## Task to complete
Include the line containing "string; h: string;" and all lines before it, repeated exactly from the listing below, without pictures.

## Given material
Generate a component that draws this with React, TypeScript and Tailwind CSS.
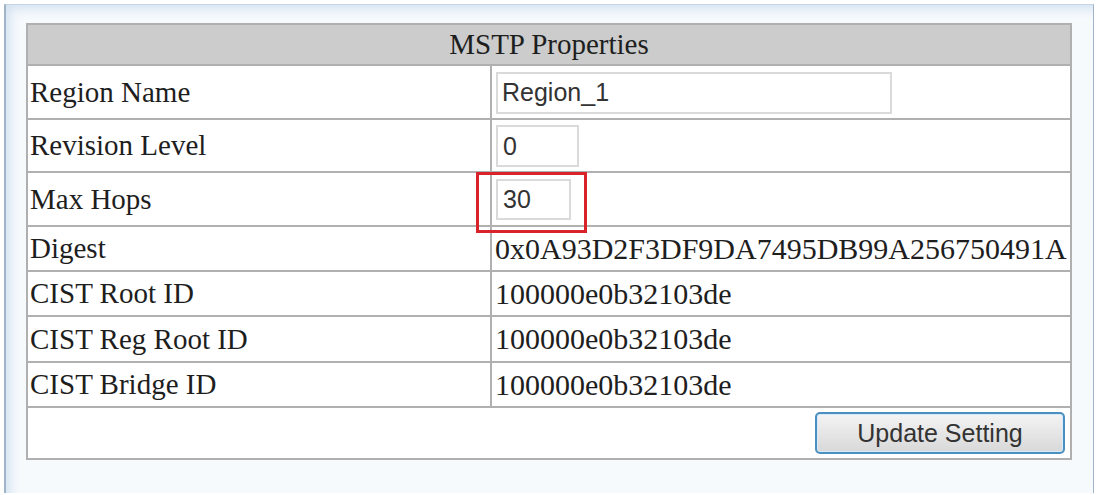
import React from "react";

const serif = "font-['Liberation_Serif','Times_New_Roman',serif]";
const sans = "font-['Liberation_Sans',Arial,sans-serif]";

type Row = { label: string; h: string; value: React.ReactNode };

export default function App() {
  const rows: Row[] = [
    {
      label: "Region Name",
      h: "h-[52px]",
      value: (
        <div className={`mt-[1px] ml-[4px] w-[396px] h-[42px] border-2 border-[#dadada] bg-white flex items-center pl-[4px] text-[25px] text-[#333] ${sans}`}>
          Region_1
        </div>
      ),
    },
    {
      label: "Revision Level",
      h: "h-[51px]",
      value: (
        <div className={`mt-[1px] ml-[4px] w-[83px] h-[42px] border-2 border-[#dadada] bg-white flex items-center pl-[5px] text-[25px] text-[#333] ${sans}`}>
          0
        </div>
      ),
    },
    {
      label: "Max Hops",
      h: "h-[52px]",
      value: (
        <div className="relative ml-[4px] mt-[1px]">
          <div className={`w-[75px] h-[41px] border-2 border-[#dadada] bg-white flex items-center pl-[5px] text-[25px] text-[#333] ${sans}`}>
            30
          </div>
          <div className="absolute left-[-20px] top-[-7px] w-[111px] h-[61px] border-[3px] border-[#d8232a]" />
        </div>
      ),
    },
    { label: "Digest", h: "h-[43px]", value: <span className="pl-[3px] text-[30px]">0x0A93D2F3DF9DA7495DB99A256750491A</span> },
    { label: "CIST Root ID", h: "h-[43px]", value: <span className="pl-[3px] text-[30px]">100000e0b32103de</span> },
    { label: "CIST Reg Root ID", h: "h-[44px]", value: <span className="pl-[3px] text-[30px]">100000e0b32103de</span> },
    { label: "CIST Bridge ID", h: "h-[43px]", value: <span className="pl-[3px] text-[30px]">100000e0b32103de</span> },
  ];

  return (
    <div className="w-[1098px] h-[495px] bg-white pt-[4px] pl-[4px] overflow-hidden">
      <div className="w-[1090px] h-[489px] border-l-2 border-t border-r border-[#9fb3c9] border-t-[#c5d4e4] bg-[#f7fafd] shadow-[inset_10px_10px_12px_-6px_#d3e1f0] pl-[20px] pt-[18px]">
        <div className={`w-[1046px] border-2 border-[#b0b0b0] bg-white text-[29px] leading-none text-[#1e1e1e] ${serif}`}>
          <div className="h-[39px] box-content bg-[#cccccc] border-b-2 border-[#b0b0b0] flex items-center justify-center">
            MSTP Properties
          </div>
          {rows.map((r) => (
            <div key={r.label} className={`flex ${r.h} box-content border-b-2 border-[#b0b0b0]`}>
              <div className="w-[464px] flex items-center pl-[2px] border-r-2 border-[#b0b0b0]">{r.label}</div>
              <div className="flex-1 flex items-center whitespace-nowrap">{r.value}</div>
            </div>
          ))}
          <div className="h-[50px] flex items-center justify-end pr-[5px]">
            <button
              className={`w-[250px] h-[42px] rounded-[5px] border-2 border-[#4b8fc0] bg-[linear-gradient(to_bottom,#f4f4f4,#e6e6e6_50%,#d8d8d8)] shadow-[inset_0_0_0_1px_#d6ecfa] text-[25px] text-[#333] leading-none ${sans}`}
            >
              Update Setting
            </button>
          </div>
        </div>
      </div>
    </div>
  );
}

## Exercise solution
Generate a component that draws this with React, TypeScript and Tailwind CSS.
import React from "react";

const serif = "font-['Liberation_Serif','Times_New_Roman',serif]";
const sans = "font-['Liberation_Sans',Arial,sans-serif]";

type Row = { label: string; h: string; value: React.ReactNode };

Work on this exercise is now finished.